CNN 2012-01-13(在线收听

 We`re talking about anything from stone tools to complex machines. A lot of times archeologists have to dig in order to find those artifacts. Not the researchers features in our next report from Nick Glass.They`re using modern technology to try to learn about ancient cultures, and they`re making discoveries without ever disturbing the ground. Watch this.

 
This is obviously a visible Roman monument. But our story is about the invisible, what`s below ground, and a new form of archeology, which reveals it in sensational detail.
 
Austrian farmland lying fallow half a kilometer square, a small tractor heads towards the horizon and trundles back again. Up and down, up and down it goes. The white box at the front is ground- penetrating radar. The whole system costs $300,000.
 
There are 16 separate antennae in there, collecting data, enough data for a 3-D image to a depth of two meters. This is instant bone-shaking archeology without the need to excavate.
 
I was -- I was just looking on this animation of the radar data, going up and down in the subsurface, when this circular feature came up. I said, wow, this is a sensation.
 
This perfect circle was crucial. What we are looking at is a gladiator training ring circa 100 A.D. And the tiny dot in the center was a clinching detail, a posthole.
 
So this was the main feature of a training arena.
 
And what do they use there? They slash their swords against it or --
 
Yes, they draped it like an enemy, and then they trained with the different -- with the different weapons.
 
It`s not a question of just imagining what the amphitheater and the gladiator school looked like, but of rebuilding them in virtual reality.
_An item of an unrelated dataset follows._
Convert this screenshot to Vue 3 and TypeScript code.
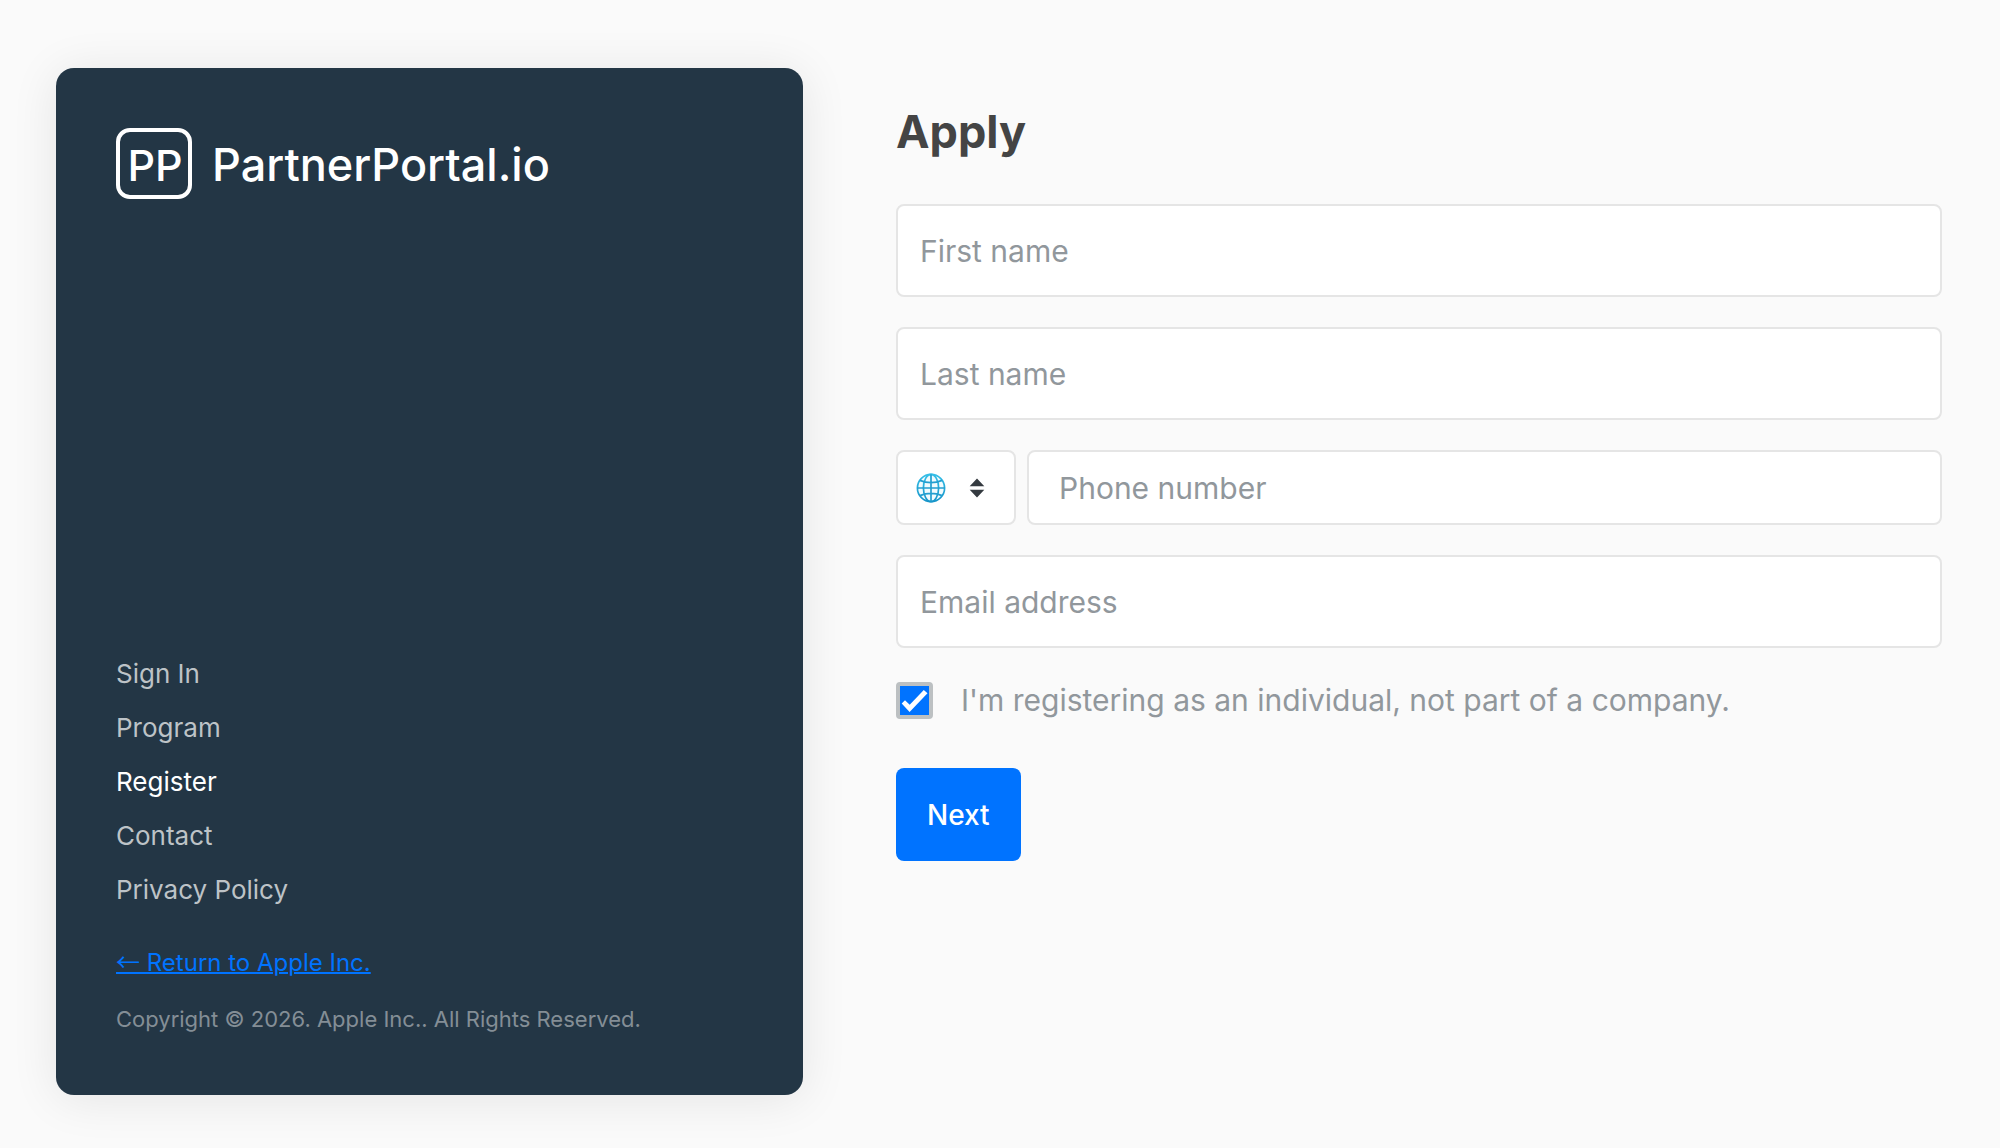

The Ludwig Boltzmann Institute in Vienna, or LBI for short, exists, in its words, for archeological prospection and virtual archeology. And its work seems surgically precise.
 
The gladiator school was 2,800 square meters. It served 50 gladiators and their indoor training hall had underfloor heating. All this technology was first developed in the 1950s and `60s by the military, by the oil industry. But archeologists have adapted it and refined it -- without breaking ground, they`re finding new ways of investigating the story of man.
 
Before we go, when is a penny saved not a penny earned?
 
When someone`s willing to pay more than 100 million pennies for it. That`s how much this one-cent piece went for at an auction recently, more than a million dollars.
 
It came from a collection that included one example of every coin ever produced by the U.S. Two reasons this coin was so valuable. First, it was from 1793, the first year the United States started minting its own currency.
 
Second, it was in great shape with almost no sign of wear.